Après Inside Kaboul, dans lequelle elles racontaient leur quotidien après la prise de Kaboul par les Talibans, Raha et Marwa reprennent le micro dans Outside Kaboul. Une correspondance sonore bouleversante qui raconte, de l’intérieur, l’exil et les destins croisés de deux jeunes Afghanes.
C’est une histoire qui a commencé il y a plus de trois ans. En août 2021, au lendemain de la prise de Kaboul par les talibans, la journaliste belge Caroline Gillet a débuté un échange avec Marwa et Raha, deux Afghanes d’une vingtaine d’années. À travers des notes vocales enregistrées sur leur téléphone, les deux amies y racontent, par bribes, cette vie chavirée par le retour du régime des talibans et leurs trajectoires différentes qui vont en découler : Raha va rester, tandis que Marwa va quitter le pays. Deux destins parallèles et un récit croisé qui sont au cœur d’Inside Kaboul, ce podcast en neuf épisodes diffusé en 2022 sur France Inter, multiprimé et depuis adapté en documentaire animé (à voir sur France.tv). Et qui se poursuit aujourd’hui avec Outside Kaboul, sorti le 8 mars et disponible sur Radio France.
Ce deuxième volet s’ouvre en avril 2022, avec le bruit du vent et des vagues : celles de la mer Baltique, au nord de l’Allemagne, où Marwa est arrivée quelques jours plus tôt avec son mari, après avoir transité pendant sept mois par un camp de réfugié·es à Abu Dhabi (émirats arabes unis). C’est la première fois qu’elle voit la mer. Raha, elle, vit toujours à Kaboul, où elle s’est mariée et où elle est plus que jamais tiraillée entre son envie de rester auprès des siens et la nécessité, de plus en plus pressante, de fuir le pays.

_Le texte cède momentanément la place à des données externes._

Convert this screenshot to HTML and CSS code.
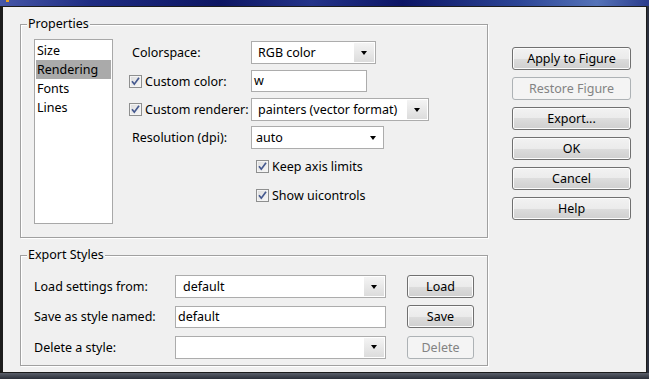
FILE: index.html
```html
<!DOCTYPE html>
<html lang="en">
<head>
    <meta charset="UTF-8">
    <title>Export Setup</title>
    <link rel="stylesheet" href="styles.css">
</head>
<body>

<div class="screen">
    <div class="titlebar"><span class="app-icon"></span></div>
    <div class="window">
        <div class="top">
            <div class="group props">
                <span class="group-title">Properties</span>
                <ul class="listbox">
                    <li>Size</li>
                    <li class="selected">Rendering</li>
                    <li>Fonts</li>
                    <li>Lines</li>
                </ul>
                <div class="form">
                    <div class="row r1">
                        <span class="label">Colorspace:</span>
                        <div class="combo aero" style="width:125px">
                            <span class="value">RGB color</span>
                            <span class="drop"><span class="arrow"></span></span>
                        </div>
                    </div>
                    <div class="row r2">
                        <span class="label check-label"><span class="check"><svg width="13" height="13" viewBox="0 0 13 13"><path d="M3 6.2 L5.3 9.2 L10 2.8" fill="none" stroke="#45598f" stroke-width="1.7"/></svg></span>Custom color:</span>
                        <div class="textbox" style="width:116px">w</div>
                    </div>
                    <div class="row r3">
                        <span class="label check-label"><span class="check"><svg width="13" height="13" viewBox="0 0 13 13"><path d="M3 6.2 L5.3 9.2 L10 2.8" fill="none" stroke="#45598f" stroke-width="1.7"/></svg></span>Custom renderer:</span>
                        <div class="combo aero" style="width:178px">
                            <span class="value">painters (vector format)</span>
                            <span class="drop"><span class="arrow"></span></span>
                        </div>
                    </div>
                    <div class="row r4">
                        <span class="label">Resolution (dpi):</span>
                        <div class="combo plain" style="width:133px">
                            <span class="value">auto</span>
                            <span class="drop"><span class="arrow"></span></span>
                        </div>
                    </div>
                    <div class="row r5 option">
                        <span class="check"><svg width="13" height="13" viewBox="0 0 13 13"><path d="M3 6.2 L5.3 9.2 L10 2.8" fill="none" stroke="#45598f" stroke-width="1.7"/></svg></span>Keep axis limits
                    </div>
                    <div class="row r6 option">
                        <span class="check"><svg width="13" height="13" viewBox="0 0 13 13"><path d="M3 6.2 L5.3 9.2 L10 2.8" fill="none" stroke="#45598f" stroke-width="1.7"/></svg></span>Show uicontrols
                    </div>
                </div>
            </div>

            <div class="actions">
                <button class="btn">Apply to Figure</button>
                <button class="btn" disabled>Restore Figure</button>
                <button class="btn">Export...</button>
                <button class="btn">OK</button>
                <button class="btn">Cancel</button>
                <button class="btn">Help</button>
            </div>
        </div>

        <div class="group export">
            <span class="group-title">Export Styles</span>
            <div class="erow e1">
                <span class="elabel">Load settings from:</span>
                <div class="combo aero wide">
                    <span class="value">default</span>
                    <span class="drop"><span class="arrow"></span></span>
                </div>
                <button class="btn small">Load</button>
            </div>
            <div class="erow e2">
                <span class="elabel">Save as style named:</span>
                <div class="textbox wide">default</div>
                <button class="btn small">Save</button>
            </div>
            <div class="erow e3">
                <span class="elabel">Delete a style:</span>
                <div class="combo aero wide">
                    <span class="value"></span>
                    <span class="drop"><span class="arrow"></span></span>
                </div>
                <button class="btn small" disabled>Delete</button>
            </div>
        </div>
    </div>
    <div class="footer"></div>
</div>

</body>
</html>
```

FILE: styles.css
```css
* {
    box-sizing: border-box;
}
body {
    margin: 0;
    font-family: 'Noto Sans', 'Liberation Sans', sans-serif;
    font-size: 12.5px;
    color: #000;
}
.screen {
    width: 649px;
    height: 379px;
    overflow: hidden;
    background: #2a2f3c;
}
.titlebar {
    height: 6px;
    background: linear-gradient(90deg, #4657a8 0%, #1e2c82 14%, #0d1663 34%, #24348a 48%, #0c1565 62%, #2c4596 80%, #5573b8 92%, #2a3b8c 100%);
}
.app-icon {
    display: block;
    width: 3px;
    height: 2px;
    margin-left: 6px;
    background: #e8a020;
}
.window {
    width: 647px;
    height: 367px;
    border-style: solid;
    border-color: #1c1c1c;
    border-width: 1px 1px 1px 3px;
    background: #f0f0f0;
    padding: 17px 0 0 17px;
}
.footer {
    height: 6px;
    background: linear-gradient(#5a5f6a, #2a2e38);
}

/* group boxes */
.group {
    position: relative;
    border: 1px solid #a0a0a0;
    box-shadow: inset 1px 1px 0 #fff, 1px 1px 0 #fff;
}
.group-title {
    position: absolute;
    top: -9px;
    left: 6px;
    padding: 0 1px;
    line-height: 16px;
    background: #f0f0f0;
}
.top {
    display: flex;
    height: 214px;
}
.props {
    display: flex;
    width: 468px;
    height: 214px;
    padding: 14px 0 0 13px;
}

/* list */
.listbox {
    width: 79px;
    height: 185px;
    margin: 0;
    padding: 1px;
    list-style: none;
    background: #fff;
    border: 1px solid #a8a8a8;
}
.listbox li {
    height: 19px;
    line-height: 19px;
    padding-left: 1px;
}
.listbox li.selected {
    background: #aaaaaa;
}

/* form */
.form {
    margin-left: 16px;
    display: flex;
    flex-direction: column;
}
.row {
    display: flex;
    align-items: center;
    height: 23px;
}
.r1 { margin-top: 2px; }
.r2 { margin-top: 6px; height: 22px; }
.r3 { margin-top: 6px; }
.r4 { margin-top: 5px; }
.r5 { margin-top: 6px; }
.r6 { margin-top: 6px; }
.label {
    width: 122px;
    padding-left: 3px;
}
.check-label {
    display: flex;
    align-items: center;
    padding-left: 0;
}
.check {
    width: 13px;
    height: 13px;
    margin-right: 3px;
    border: 1px solid #8e8f8f;
    background: linear-gradient(135deg, #dcdcdc, #f8f8f8);
    box-shadow: inset 0 0 0 1px #f4f4f4;
    display: flex;
}
.check svg {
    margin: -1px;
}
.option {
    padding-left: 127px;
}

/* inputs */
.textbox {
    height: 22px;
    line-height: 20px;
    padding-left: 2px;
    background: #fff;
    border: 1px solid #acacac;
}
.combo {
    display: flex;
    height: 23px;
    background: #fff;
    border: 1px solid #acacac;
}
.combo .value {
    flex: 1;
    line-height: 21px;
    padding-left: 5px;
    white-space: nowrap;
    overflow: hidden;
}
.combo .drop {
    width: 20px;
    display: flex;
    align-items: center;
    justify-content: center;
}
.combo.aero {
    padding: 1px;
}
.combo.aero .value {
    line-height: 19px;
}
.combo.aero .drop {
    background: linear-gradient(#f4f4f4, #dcdcdc);
}
.combo.plain .value {
    padding-left: 4px;
}
.arrow {
    width: 0;
    height: 0;
    border-left: 3.5px solid transparent;
    border-right: 3.5px solid transparent;
    border-top: 4px solid #000;
}

/* buttons */
.btn {
    display: block;
    height: 23px;
    padding: 0;
    font: inherit;
    color: #000;
    border: 1px solid #707070;
    border-radius: 3px;
    background: linear-gradient(#f2f2f2 0%, #ebebeb 50%, #dddddd 50%, #cfcfcf 100%);
    box-shadow: inset 0 0 0 1px #fcfcfc;
}
.btn:disabled {
    color: #838383;
    border-color: #adb2b5;
    background: #f4f4f4;
    box-shadow: none;
}
.actions {
    margin-left: 24px;
    padding-top: 23px;
    width: 119px;
}
.actions .btn {
    width: 119px;
    margin-bottom: 7px;
}

/* export styles */
.export {
    width: 468px;
    height: 111px;
    margin-top: 17px;
    padding: 19px 0 0 13px;
}
.erow {
    display: flex;
    align-items: center;
    height: 23px;
}
.e2 { margin-top: 7px; }
.e3 { margin-top: 8px; height: 22px; }
.elabel {
    width: 141px;
}
.wide {
    width: 211px;
}
.export .combo .value {
    padding-left: 6px;
}
.btn.small {
    width: 67px;
    margin-left: 21px;
}
```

Au fil de leur correspondance sonore avec Caroline Gillet, les deux jeunes femmes nous font partager ici leur expérience intime de l’exil. Celui de Marwa qui, tout juste arrivée en Allemagne, décroche une bourse pour étudier dans la prestigieuse HEC, à Paris, où elle s’installe pour deux ans, alors que son mari est resté en Allemagne. On y suit aussi les hésitations de Raha, désormais enceinte, puis son élan et son départ pour le Pakistan, qu’elle doit parvenir à rallier – obligatoirement accompagnée d’un homme – pour pouvoir déposer une demande de visa pour la France.
Extase de la première pizza et mal du pays
Semaine après semaine, note vocale après note vocale, on y découvre avec émotion les joies qui accompagnent la découverte de ces nouveaux ailleurs : l’extase de Raha lorsqu’elle goûte à sa première pizza, son émerveillement face aux costumes des conducteurs·rices de bus parisien·nes, qu’elle trouve du plus grand chic… Mais aussi la terrible solitude de Marwa. La douloureuse absence de celles et ceux qu’on a laissé·es “entre les mains des montres” ou qui sont parti·es sur un autre continent et qu’on ne sait pas quand (et parfois si) on les reverra. Sans compter les décisions ubuesques de l’administration, le traitement réservé aux exilé·es Afghan·nes… Nous tirant tour à tour larmes et sourires, Outside Kaboul, c’est l’histoire “de ce qui est comme dans les films… et de ce qui ne l’est pas”, nous dit la voix off de Caroline Gillet. Qui partage, elle aussi, ses questionnements et ses états d’âme tout au long du podcast.
Car Outside Kaboul, c’est aussi une réflexion sur le positionnement et l’éthique journalistique, un dispositif comme celui-ci venant questionner en profondeur les règles du métier : garder une distance avec ses témoins, ne jamais leur donner d’argent, ne pas les aider… Est-ce encore possible après deux ans d’échanges intimes ? Où placer le curseur ? D’autant que Marwa et Raha sont désormais bien plus que de simples témoins. Si Caroline Gillet est l’initiatrice du podcast, les deux jeunes femmes en sont devenues les coautrices. Et c’est précisément parce qu’elles ont été rémunérées pour leur travail qu’elles ont pu faire valoir leur statut de journaliste, puis obtenir un visa pour la France – et, dans le cas de Raha, le statut de réfugiée. Ce qui est loin d’être une évidence pour les 17 000 Afghan·es qui ont déposé une demande d’asile en France l’an dernier.